§ Exercise aim
Retype the data exactly, from its first line to the line containing "360) / 22);", including both, and skip any picture.

§ Material provided
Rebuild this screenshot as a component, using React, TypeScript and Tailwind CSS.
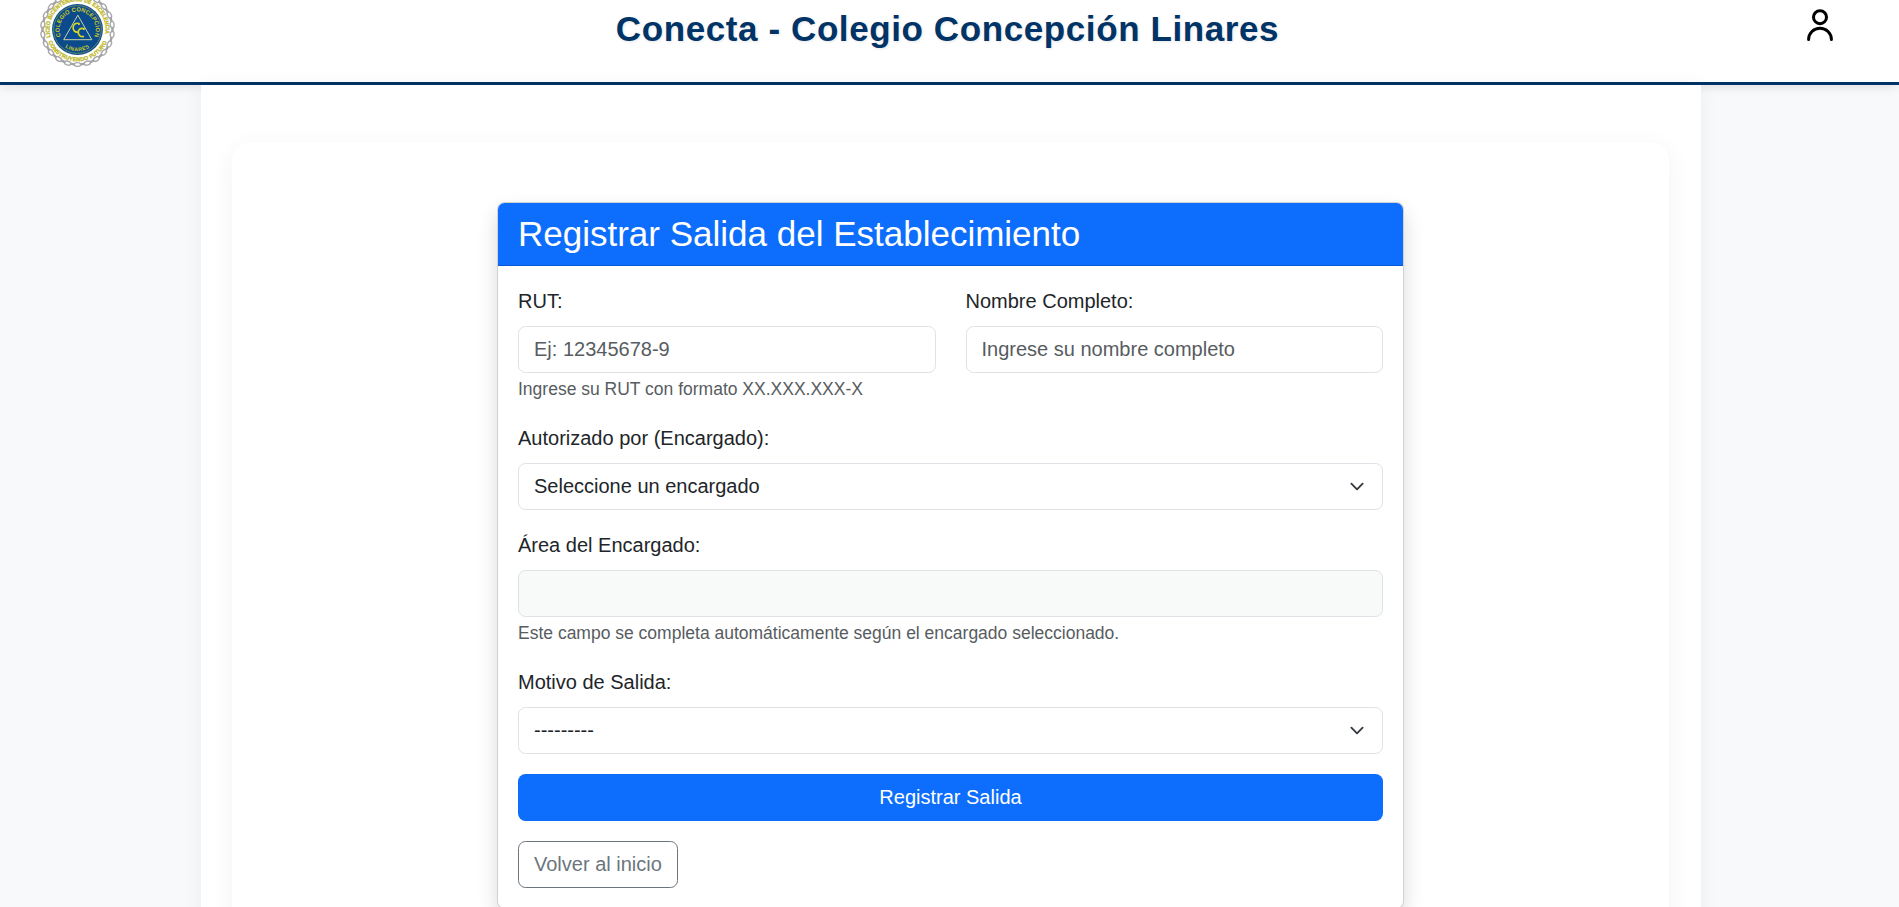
import type { ReactNode } from "react";

const inputBase =
  "h-[47px] w-full rounded-[7.5px] border border-[#dee2e6] px-[15px] text-[20px] leading-[30px] text-[#212529] outline-none";

const LINKS = Array.from({ length: 22 }, (_, i) => (i * 360) / 22);

function Logo() {
  return (
    <svg width="75" height="75" viewBox="-37.5 -37.5 75 75" className="block shrink-0" aria-hidden="true">
      <defs>
        <path id="ringTop" d="M-26.9 7.6 A28 28 0 1 1 26.9 7.6" />
        <path id="ringBottom" d="M-30 10.5 A31.8 31.8 0 0 0 30 10.5" />
        <path id="discTop" d="M-16 8.5 A18.1 18.1 0 1 1 16 8.5" />
        <path id="discBottom" d="M-18 12 A21.6 21.6 0 0 0 18 12" />
      </defs>
      <g fill="none">
        {LINKS.map((a) => (
          <g key={a} transform={`rotate(${a})`}>
            <ellipse cx="0" cy="-35" rx="3.2" ry="1.9" stroke="#a9a9ad" strokeWidth="1.4" />
            <path d="M3.6 -34.8 L6.4 -34.4" stroke="#a2a2a6" strokeWidth="2.4" strokeLinecap="round" />
          </g>
        ))}
      </g>
      <circle r="25.4" fill="#0b4b8b" />
      <circle r="23.9" fill="none" stroke="#7f9d62" strokeWidth="0.7" />
      <g fontFamily="Liberation Sans, Arial, sans-serif" fontWeight="700" fill="#d0cc22">
        <text fontSize="5.8" textLength="100" lengthAdjust="spacingAndGlyphs" fill="#bdb824" stroke="#bdb824" strokeWidth="0.3">
          <textPath href="#ringTop">LICEO BICENTENARIO DE EXCELENCIA</textPath>
        </text>
        <text fontSize="5.5" textAnchor="middle" letterSpacing="0.15" fill="#bdb824" stroke="#bdb824" strokeWidth="0.3">
          <textPath href="#ringBottom" startOffset="50%">CONSTRUYENDO FUTURO</textPath>
        </text>
        <text fontSize="5.9" textAnchor="middle" letterSpacing="0.1">
          <textPath href="#discTop" startOffset="50%">COLEGIO CONCEPCION</textPath>
        </text>
        <text fontSize="5.2" textAnchor="middle" letterSpacing="0.5">
          <textPath href="#discBottom" startOffset="50%">LINARES</textPath>
        </text>
      </g>
      <path d="M0.3 -14.3 L14.3 10.2 H-13.8 Z" fill="#0a4c93" stroke="#c9d3a0" strokeWidth="1" />
      <g fill="none" stroke="#dcd820" strokeWidth="1.7">
        <path d="M1.4 -4.6 V-6 C-6 -8 -6.4 3.4 0.6 2.6" />
        <path d="M6.4 0.6 V-0.9 C-1 -3 -1.4 8.4 6.6 7" />
      </g>
    </svg>
  );
}

function UserIcon() {
  return (
    <svg width="30" height="40" viewBox="0 0 30 40" fill="none" stroke="#000" strokeWidth="3" strokeLinecap="round" aria-hidden="true">
      <circle cx="15" cy="12.2" r="6.5" />
      <path d="M3.6 34.6 C3.6 28.2 8.7 23.2 15 23.2 C21.3 23.2 26.4 28.2 26.4 34.6" />
    </svg>
  );
}

function Label({ children }: { children: ReactNode }) {
  return <label className="mb-[10px] block leading-[30px]">{children}</label>;
}

function Hint({ children }: { children: ReactNode }) {
  return <div className="mt-[4px] pb-px text-[17.5px] leading-[25px] text-[#575c61]">{children}</div>;
}

function SelectBox({ value }: { value: string }) {
  return (
    <button type="button" className={`${inputBase} flex items-center justify-between bg-white text-left`}>
      <span className="pb-[2px]">{value}</span>
      <svg width="20" height="15" viewBox="0 0 16 16" fill="none" stroke="#343a40" strokeWidth="2" strokeLinecap="round" strokeLinejoin="round" aria-hidden="true">
        <path d="m2 5 6 6 6-6" />
      </svg>
    </button>
  );
}

export default function App() {
  return (
    <div className="flex h-[907px] flex-col overflow-hidden bg-[#f8f9fb] font-['Liberation_Sans',Arial,sans-serif] text-[20px] leading-[30px] text-[#212529]">
      <header className="h-[85px] shrink-0 border-b-3 border-[#003366] bg-white shadow-[0_2px_10px_rgba(0,0,0,0.1)]">
        <div className="flex h-[58px] items-center justify-between pr-[64px] pl-[40px]">
          <Logo />
          <h1 className="mr-[25px] text-[35px] leading-[42px] font-bold tracking-[0.6px] whitespace-nowrap text-[#003366] [text-shadow:1px_1px_3px_rgba(0,0,0,0.1)]">
            Conecta - Colegio Concepción Linares
          </h1>
          <div className="-mt-[8px]">
            <UserIcon />
          </div>
        </div>
      </header>

      <main className="relative ml-[201px] h-[1000px] w-[1500px] shrink-0 bg-white px-[31px] pt-[57px] shadow-[0_0_19px_rgba(0,0,0,0.05)]">
        <section className="h-[1000px] w-[1437px] rounded-[19px] bg-white pt-[60px] shadow-[0_5px_25px_rgba(0,0,0,0.05)]">
          <div className="mx-auto w-[907px] rounded-[7.5px] border border-black/[0.175] bg-white shadow-[0_10px_20px_rgba(0,0,0,0.15)]">
            <div className="rounded-t-[6.5px] border-b border-[#0b59d2] bg-[#0d6efd] px-[20px] py-[10px]">
              <h3 className="text-[35px] leading-[42px] font-normal text-white">Registrar Salida del Establecimiento</h3>
            </div>
            <form className="p-[20px]" onSubmit={(e) => e.preventDefault()}>
              <div className="mb-[20px] grid grid-cols-2 gap-[30px]">
                <div>
                  <Label>RUT:</Label>
                  <input className={`${inputBase} block bg-white placeholder:text-[#575c61]`} placeholder="Ej: 12345678-9" />
                  <Hint>Ingrese su RUT con formato XX.XXX.XXX-X</Hint>
                </div>
                <div>
                  <Label>Nombre Completo:</Label>
                  <input className={`${inputBase} block bg-white placeholder:text-[#575c61]`} placeholder="Ingrese su nombre completo" />
                </div>
              </div>
              <div className="mb-[20px]">
                <Label>Autorizado por (Encargado):</Label>
                <SelectBox value="Seleccione un encargado" />
              </div>
              <div className="mb-[20px]">
                <Label>Área del Encargado:</Label>
                <input className={`${inputBase} block bg-[#f8faf9]`} readOnly />
                <Hint>Este campo se completa automáticamente según el encargado seleccionado.</Hint>
              </div>
              <div className="mb-[20px]">
                <Label>Motivo de Salida:</Label>
                <SelectBox value="---------" />
              </div>
              <button type="submit" className="mb-[20px] block h-[47px] w-full rounded-[7.5px] bg-[#0d6efd] pb-[2px] text-white">
                Registrar Salida
              </button>
              <button type="button" className="block h-[47px] rounded-[7.5px] border border-[#6c757d] px-[15px] pb-[2px] text-[#6c757d]">
                Volver al inicio
              </button>
            </form>
          </div>
        </section>
      </main>
    </div>
  );
}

§ Solved problem
Rebuild this screenshot as a component, using React, TypeScript and Tailwind CSS.
import type { ReactNode } from "react";

const inputBase =
  "h-[47px] w-full rounded-[7.5px] border border-[#dee2e6] px-[15px] text-[20px] leading-[30px] text-[#212529] outline-none";

const LINKS = Array.from({ length: 22 }, (_, i) => (i * 360) / 22);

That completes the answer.